(Short task):
Return every line below in which "React" appears.

(Material):
■ ■ ■ ■
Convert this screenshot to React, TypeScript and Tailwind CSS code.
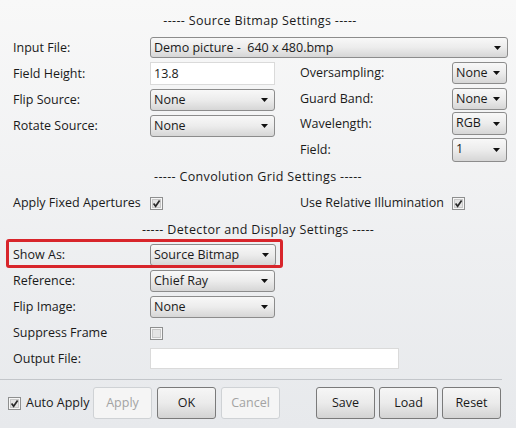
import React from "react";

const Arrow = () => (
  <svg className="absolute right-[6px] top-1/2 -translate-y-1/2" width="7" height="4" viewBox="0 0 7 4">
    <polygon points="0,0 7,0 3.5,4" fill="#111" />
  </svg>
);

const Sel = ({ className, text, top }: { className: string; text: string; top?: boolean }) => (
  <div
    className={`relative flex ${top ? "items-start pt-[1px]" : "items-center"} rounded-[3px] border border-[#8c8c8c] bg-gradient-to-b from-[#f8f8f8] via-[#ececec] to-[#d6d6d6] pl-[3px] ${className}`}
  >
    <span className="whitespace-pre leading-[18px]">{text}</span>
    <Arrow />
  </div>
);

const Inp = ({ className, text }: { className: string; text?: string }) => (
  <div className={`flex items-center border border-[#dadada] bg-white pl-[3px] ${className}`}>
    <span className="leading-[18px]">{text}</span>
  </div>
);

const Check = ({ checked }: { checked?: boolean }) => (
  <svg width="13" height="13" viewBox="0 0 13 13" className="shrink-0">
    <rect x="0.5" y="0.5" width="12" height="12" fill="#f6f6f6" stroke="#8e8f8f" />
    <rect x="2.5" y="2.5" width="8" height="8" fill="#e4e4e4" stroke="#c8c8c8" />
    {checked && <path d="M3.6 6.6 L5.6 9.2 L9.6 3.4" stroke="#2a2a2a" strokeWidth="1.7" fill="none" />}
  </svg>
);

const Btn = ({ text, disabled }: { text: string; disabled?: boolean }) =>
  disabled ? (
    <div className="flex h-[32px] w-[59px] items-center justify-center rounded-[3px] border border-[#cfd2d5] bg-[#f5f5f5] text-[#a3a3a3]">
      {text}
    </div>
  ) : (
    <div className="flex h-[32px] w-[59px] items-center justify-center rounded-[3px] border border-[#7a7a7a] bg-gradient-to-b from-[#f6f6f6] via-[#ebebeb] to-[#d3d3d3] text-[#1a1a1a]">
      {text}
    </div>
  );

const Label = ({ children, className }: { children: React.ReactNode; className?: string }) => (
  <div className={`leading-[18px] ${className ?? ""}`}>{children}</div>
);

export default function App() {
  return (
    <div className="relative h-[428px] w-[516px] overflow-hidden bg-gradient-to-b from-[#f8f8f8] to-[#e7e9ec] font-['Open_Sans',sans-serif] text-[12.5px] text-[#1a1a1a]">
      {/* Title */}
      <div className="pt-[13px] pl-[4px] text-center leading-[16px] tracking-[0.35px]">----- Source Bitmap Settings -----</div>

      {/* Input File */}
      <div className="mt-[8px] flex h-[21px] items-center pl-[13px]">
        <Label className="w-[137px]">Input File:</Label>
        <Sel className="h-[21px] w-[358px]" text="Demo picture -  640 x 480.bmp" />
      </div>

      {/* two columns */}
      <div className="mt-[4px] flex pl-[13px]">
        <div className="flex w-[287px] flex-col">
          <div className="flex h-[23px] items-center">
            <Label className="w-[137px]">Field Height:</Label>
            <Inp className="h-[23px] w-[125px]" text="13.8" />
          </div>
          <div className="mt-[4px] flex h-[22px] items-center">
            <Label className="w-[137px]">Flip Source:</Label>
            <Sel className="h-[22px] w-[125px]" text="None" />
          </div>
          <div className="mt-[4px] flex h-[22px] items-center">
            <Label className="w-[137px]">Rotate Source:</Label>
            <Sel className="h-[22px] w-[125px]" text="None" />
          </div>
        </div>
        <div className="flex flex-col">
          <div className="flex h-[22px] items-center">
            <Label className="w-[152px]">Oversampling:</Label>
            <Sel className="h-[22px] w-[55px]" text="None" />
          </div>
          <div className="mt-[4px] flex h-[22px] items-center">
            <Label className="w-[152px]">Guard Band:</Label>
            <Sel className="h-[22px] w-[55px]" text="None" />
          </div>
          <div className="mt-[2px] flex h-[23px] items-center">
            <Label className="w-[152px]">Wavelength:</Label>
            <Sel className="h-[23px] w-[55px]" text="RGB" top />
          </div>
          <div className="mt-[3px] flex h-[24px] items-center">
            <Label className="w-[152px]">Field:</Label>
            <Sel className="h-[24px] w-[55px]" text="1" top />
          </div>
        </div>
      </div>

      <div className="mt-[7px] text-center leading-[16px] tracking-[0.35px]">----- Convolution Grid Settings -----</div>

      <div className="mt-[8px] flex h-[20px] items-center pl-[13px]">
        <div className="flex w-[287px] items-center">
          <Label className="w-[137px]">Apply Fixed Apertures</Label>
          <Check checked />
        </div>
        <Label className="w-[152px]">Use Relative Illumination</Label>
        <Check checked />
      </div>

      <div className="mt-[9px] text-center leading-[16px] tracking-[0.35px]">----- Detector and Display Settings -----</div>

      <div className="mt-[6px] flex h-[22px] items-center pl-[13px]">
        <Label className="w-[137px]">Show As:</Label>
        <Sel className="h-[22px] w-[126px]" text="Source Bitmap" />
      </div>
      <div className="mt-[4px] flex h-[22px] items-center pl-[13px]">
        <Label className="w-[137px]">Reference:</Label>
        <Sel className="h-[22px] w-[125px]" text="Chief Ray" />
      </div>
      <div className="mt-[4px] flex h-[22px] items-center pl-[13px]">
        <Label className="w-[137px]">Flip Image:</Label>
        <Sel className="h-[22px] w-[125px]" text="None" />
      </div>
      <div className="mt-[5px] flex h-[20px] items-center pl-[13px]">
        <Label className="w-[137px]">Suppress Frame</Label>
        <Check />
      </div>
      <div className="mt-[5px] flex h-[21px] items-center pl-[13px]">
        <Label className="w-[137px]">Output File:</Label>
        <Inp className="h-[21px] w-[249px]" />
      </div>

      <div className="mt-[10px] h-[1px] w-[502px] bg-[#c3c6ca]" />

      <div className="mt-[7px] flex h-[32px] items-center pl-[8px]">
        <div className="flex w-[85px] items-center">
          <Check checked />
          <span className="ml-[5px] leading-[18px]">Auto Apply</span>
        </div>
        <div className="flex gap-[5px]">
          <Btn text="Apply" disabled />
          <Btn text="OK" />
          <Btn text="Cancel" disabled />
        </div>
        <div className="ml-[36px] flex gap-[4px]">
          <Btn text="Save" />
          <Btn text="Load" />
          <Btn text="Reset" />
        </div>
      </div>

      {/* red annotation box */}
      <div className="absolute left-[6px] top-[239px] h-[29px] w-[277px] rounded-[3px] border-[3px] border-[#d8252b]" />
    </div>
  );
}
■ ■ ■ ■
(Final result):
Convert this screenshot to React, TypeScript and Tailwind CSS code.
import React from "react";
const Label = ({ children, className }: { children: React.ReactNode; className?: string }) => (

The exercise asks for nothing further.